这些年,除了魏苗苗之外,他已经好久没有碰见过酒量这么好的了。
叶桑的酒量几年前他是见识过的,可没想到的是,金蚕竟也这么能喝。
要知道,魏苗苗酿的酒可是经过了反复50回以上的蒸馏,已经达到了70%的酒精度。
一般人是招架不了几口的。
酒过半巡,大家喝下去的量不相上下,六个大酒坛子已经全都空了。
可李大根还意犹未尽,非得让魏苗苗搬出珍藏的陈酿,继续一碗接一碗的喝。
一直喝到日落西山,终于吃光了所有的菜,李大根人也“咕咚”一声趴在桌子上了。
魏苗苗一看李大根醉倒了,忙搀扶他起身回房间。
李大根晃晃悠悠走了两步,到了门口又回头,挥舞着胳膊、嘟噜着舌头冲叶桑喊:
“苗苗……再,再来一碗……我今天,跟……叶桑,不醉不归……!”
“好好好,不醉不归。”
魏苗苗看他手舞足蹈不好控制,干脆直接背在背上,三步两跳地就出门去了。
她那穿着花袄的瘦弱身躯,仿佛背上的不是个体重两百多斤的大汉,而是背个小学生的书包似的那么轻松。

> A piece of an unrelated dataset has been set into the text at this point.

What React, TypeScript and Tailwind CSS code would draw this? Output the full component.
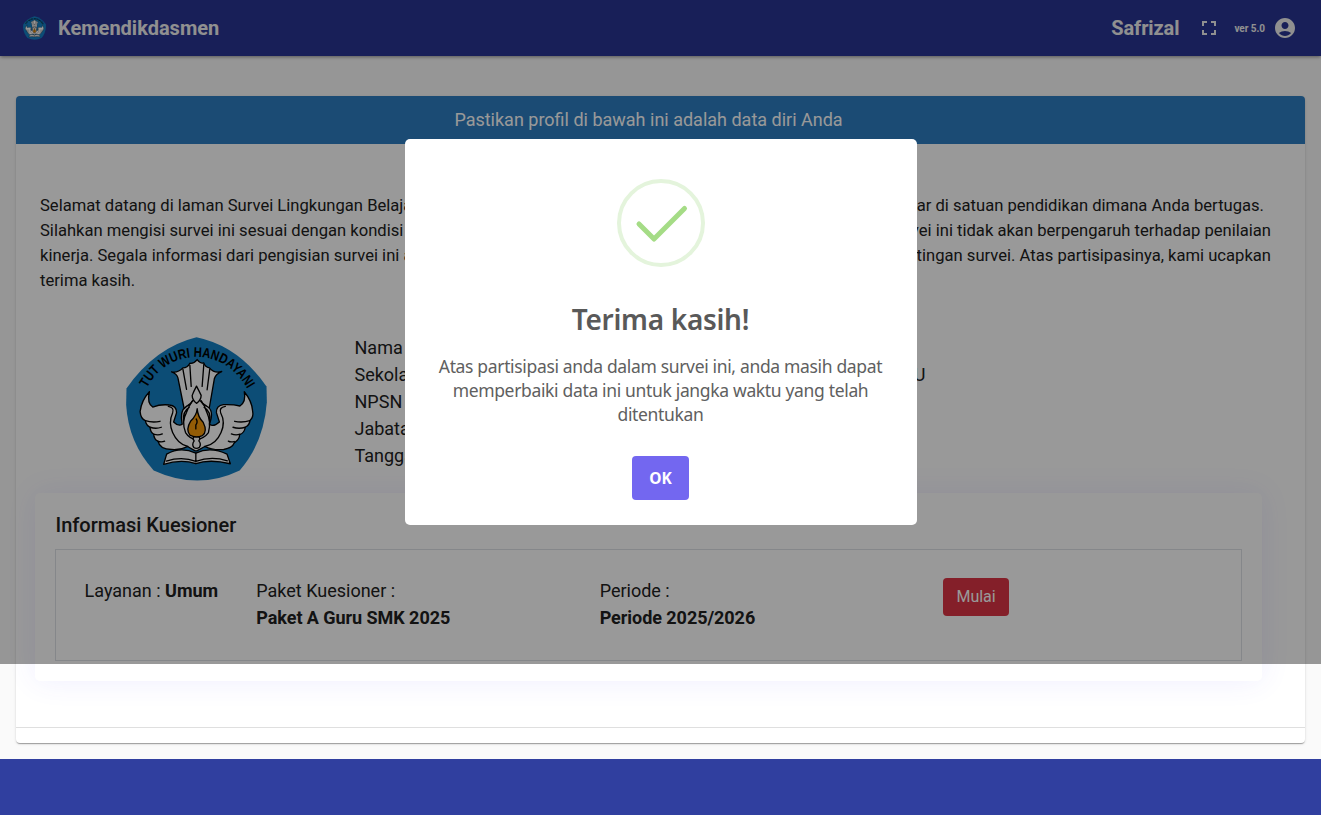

“她这……”叶桑指指魏苗苗远去的背影,“也太不避讳咱俩了吧。”
金蚕冲那背影笑笑,“你也看出来了?”
“她,不会就是,昨晚那个……?”
叶桑用手放在头上比了个犄角的形状。
小警犬这动作可爱兮兮的。
金蚕点点头。“反正她也知道瞒不住,所以干脆明着来。”
说完,她用两根手指把那碗鹿脑捏着提起来,丢到桌子正中间。
之后很嫌弃的用湿巾擦了半天手。
“这个,有问题?”
叶桑指着那碗一直被针对的鹿脑。
为了生动的回答他这个问题,金蚕又去外面抓了一只活麻雀,给它喂了点鹿脑。
哪知道那麻雀的嘴刚刚碰到鹿脑,就脖子一歪,直接死掉了。
比昨晚,被黄肥尾蝎蛰到的那只麻雀,死得快多了。
“有毒?”叶桑立刻警惕起来。
“有毒。而且就是魏苗苗的毒,她可……”
刚说了两个字,金蚕忽然眼前一黑,身体发沉,脚下虚浮,隐隐觉得有些站不稳。
她慌忙伸手去扶眼前的墙壁,却对距离失了判断,手里一空,身子失去平衡,向前扑跌下去。
整个过程非常突然。
就在马上要摔倒的一瞬间,忽然感觉到一个有力的臂膀稳稳地扶住了她。
眼睛里已经什么都看不到了,只能听见耳边叶桑焦急的声音:
“金蚕,怎么了?”
“我……”金蚕低下头,喉咙里一呕。
“是不是想吐?”叶桑一只手从前面托着金蚕的肩头,另一只之手绕到后面去拍她的背。
干呕了几声,什么也没吐出来。
金蚕稳稳身体,心里判断应该没有什么大事。
她晃晃悠悠地想要站起身来。
可就在这个时候,突然心口剧烈地一疼。
“哇”地一声,吐出一口暗黑色的血。
“金蚕!”
叶桑看到她吐血,酒瞬间就被吓醒了。
黑血,这绝对是中毒无疑了!
叶桑急忙一个公主抱,抱起金蚕就往前院自己车上跑。
金蚕的身体特别的轻特别的软,窝在叶桑怀里气息奄奄的。
叶桑心里发慌,隐约觉得她就像个纸风筝一样,随时一个抓不紧,就会从手里飘然离去。
一路上,叶桑眼睁睁地看着金蚕的眼睛慢慢地就要闭上了,不由心急如焚。
他知道这个时候需要她保持清醒,于是千方百计、换着花样地跟她说话。
--“金蚕,不能睡,不要睡过去,你听话……”
--“金蚕,你坚持住。我知道附近有医院的,我开车很快的,我们马上就能到……”
--“金蚕,你不是还要完成那个什么任务吗?你跟我说说那是什么,我帮你啊。要我帮什么忙我都愿意……”
--“金蚕,都是我不好,我不该让你离开考古队,我不该陪你到这来。早知道这么危险,我一定不会求你救芙蓉……”
叶桑在后悔。
听到“芙蓉”这两个字,金蚕那遮住眼下的睫毛,忽地动了一下。